So I do something that involves more points, but is faster. I cannot see how to just vectorize the above (so as I can do all the d_i in d in parallel). So instead what I do is: first step, for all the d_i calculate a_lower(d_i) and a_upper(d_i), second step, consider the aprime that are between min_i[a_lower(d_i)] and max_i[a_upper(d_i)]. This I could write vectorized and so is fast on GPU. Note that to avoid the serialization I end up looking at more values of aprime, but making it parallel was so much more important runtime wise than looking at fewer points that it was worthwhile anyway. [This was motivated because otherwise I couldn’t see how to vectorize the different number of points for a_lower(d_i) and a_upper(d_i) over the various d_i, so I tried the less discriminating version as I could see how to vectorize that]

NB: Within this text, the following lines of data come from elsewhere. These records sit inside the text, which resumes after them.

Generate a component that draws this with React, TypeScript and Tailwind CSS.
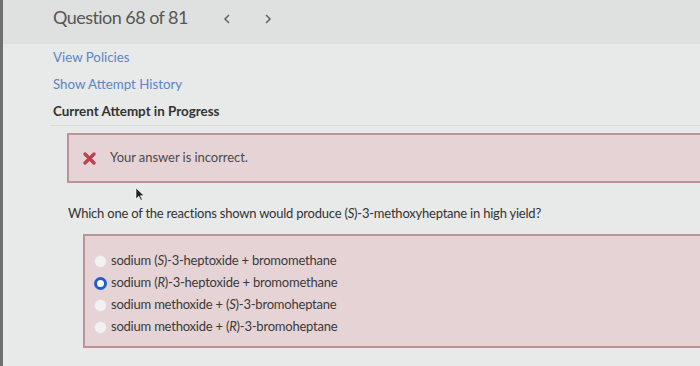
import React from "react";

const Radio = ({ selected }: { selected?: boolean }) =>
  selected ? (
    <span className="inline-block w-[13px] h-[13px] rounded-full border-[3px] border-[#1d5fcf] bg-white shrink-0" />
  ) : (
    <span className="inline-block w-[13px] h-[13px] rounded-full bg-[#f3f1f1] border border-[#e2dcdd] shrink-0" />
  );

const options: { pre: string; conf: string; post: string; selected?: boolean }[] = [
  { pre: "sodium (", conf: "S", post: ")-3-heptoxide + bromomethane" },
  { pre: "sodium (", conf: "R", post: ")-3-heptoxide + bromomethane", selected: true },
  { pre: "sodium methoxide + (", conf: "S", post: ")-3-bromoheptane" },
  { pre: "sodium methoxide + (", conf: "R", post: ")-3-bromoheptane" },
];

export default function App() {
  return (
    <div className="relative w-[700px] h-[366px] overflow-hidden bg-[#e8e9e9] border-l-[3px] border-[#6f6f6f] font-['Lato','Liberation_Sans',sans-serif]">
      <div className="h-[44px] bg-[#dfe1e0] flex items-start pt-[5px] pl-[50px]">
        <span className="text-[18px] leading-[24px] tracking-[-0.55px] text-[#565656]">Question 68 of 81</span>
        <svg className="ml-[35px] mt-[9px]" width="8" height="10" viewBox="0 0 8 10">
          <path d="M6 1 L2 5 L6 9" fill="none" stroke="#666" strokeWidth="1.6" />
        </svg>
        <svg className="ml-[33px] mt-[9px]" width="8" height="10" viewBox="0 0 8 10">
          <path d="M2 1 L6 5 L2 9" fill="none" stroke="#666" strokeWidth="1.6" />
        </svg>
      </div>
      <div className="ml-[47px] border-b border-[#d9dada] pl-[3px]">
        <div className="text-[13.3px] leading-[27px] text-[#5a86c4]">View Policies</div>
        <div className="text-[13.3px] leading-[27px] text-[#5a86c4]">Show Attempt History</div>
        <div className="text-[13.4px] leading-[27px] text-[#333] font-bold">Current Attempt in Progress</div>
      </div>
      <div className="ml-[64px] mt-[7px] h-[50px] bg-[#e6d3d6] border-2 border-r-0 border-[#bd939a] flex items-center pl-[14px]">
        <svg width="13" height="13" viewBox="0 0 13 13" className="shrink-0">
          <path d="M2 2 L11 11 M11 2 L2 11" stroke="#c23d4f" strokeWidth="3.2" strokeLinecap="round" />
        </svg>
        <span className="ml-[14px] text-[13px] tracking-[-0.05px] text-[#4a4a4a]">Your answer is incorrect.</span>
      </div>
      <div className="ml-[65px] mt-[20px] text-[13px] leading-[20px] tracking-[-0.22px] text-[#333]">
        Which one of the reactions shown would produce (<i>S</i>)-3-methoxyheptane in high yield?
      </div>
      <div className="ml-[80px] mt-[11px] h-[114px] bg-[#e6d3d6] border-2 border-r-0 border-[#bd939a] pt-[14px] pl-[9px]">
        {options.map((o, i) => (
          <div key={i} className="flex items-center h-[22px]">
            <Radio selected={o.selected} />
            <span className="ml-[4px] text-[13px] tracking-[-0.22px] text-[#3a3a3a]">
              {o.pre}
              <i>{o.conf}</i>
              {o.post}
            </span>
          </div>
        ))}
      </div>
      <svg className="absolute left-[132px] top-[187px]" width="10" height="14" viewBox="0 0 10 14">
        <path d="M1 1 L1 12 L3.8 9.3 L5.8 13.3 L7.3 12.6 L5.3 8.7 L9 8.7 Z" fill="#222" stroke="#fff" strokeWidth="0.6" />
      </svg>
    </div>
  );
}
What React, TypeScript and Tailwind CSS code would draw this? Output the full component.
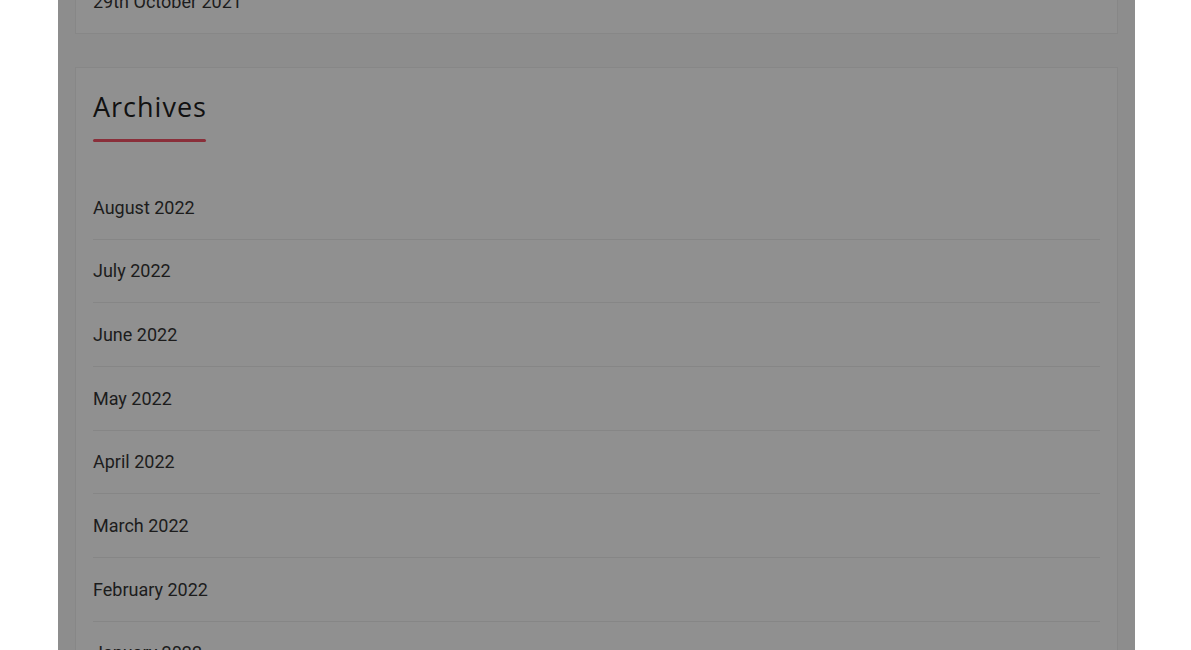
import React from "react";

const archives = [
  "August 2022",
  "July 2022",
  "June 2022",
  "May 2022",
  "April 2022",
  "March 2022",
  "February 2022",
  "January 2022",
];

const App: React.FC = () => {
  return (
    <div className="h-[650px] w-full overflow-hidden bg-white">
      <div className="ml-[58px] h-full w-[1077px] overflow-hidden bg-[#8d8d8d] pl-[17px] pr-[17px]">
        {/* previous widget, only its tail is on screen */}
        <div className="-mt-[41px] border border-[#878787] bg-[#909090] px-[17px] pt-[29px] pb-[18px]">
          <p className="font-['Roboto',sans-serif] text-[18px] leading-[26px] text-[#1c1c1c]">
            29th October 2021
          </p>
        </div>

        <div className="mt-[33px] border border-[#878787] bg-[#909090] px-[17px] pt-[20px]">
          <h2 className="font-['Open_Sans',sans-serif] text-[27px] leading-[38px] tracking-[1px] text-[#111]">
            Archives
          </h2>
          <div className="mt-[13px] h-[3px] w-[113px] rounded-full bg-[#8a2f3a]" />

          <ul className="mt-[34px]">
            {archives.map((month) => (
              <li
                key={month}
                className="flex h-[63.67px] items-center border-b border-[#868686] font-['Roboto',sans-serif] text-[18px] text-[#1c1c1c]"
              >
                {month}
              </li>
            ))}
          </ul>
        </div>
      </div>
    </div>
  );
};

export default App;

Note that the whole reason for a gpu-version of divide-and-conquer as the the Gordon-Qiu version is way to serial for the GPU and so was no use on the gpu. The gpu-version of divide-and-conquer is essentially taking Gordon-Qiu and saying ‘more points, but parallel’, and what we are describing here is me saying again ‘more points, but parallel’. Parallel is just so crucial to decent gpu runtime that in both situations it was worth evaluating more points to get better parallelization.

Note also, I do the same thing across all the z (and e) as I do across the d; that is, I take the min of the lower limits and the max of the upper limits.

If you want a more precise psuedo-code for what I actually do when there are d/z/e, tell me and I will write one.

[I also treat specially the case where a_lower and a_upper are equal using an if-else statement in codes as in this case we can skip computing aprime as the problem is trivial.]

1 Like

Thanks for the quick reply!

How do you determine a_lower(d_i) and a_upper(d_i)? I thought it would simply be a_lower(d_i)=a_grid(1) and a_upper(d_i)=a_grid(end), for all d_i.

First step, for just vfoptions.level1n of the points, call them a_level1_j in the a_grid, find aprime*(d_i,a_level1_j) for each d_i; where aprime* is the optimal aprime [which is what you denoted as a'=g(a|d), I drop the z for simplicity]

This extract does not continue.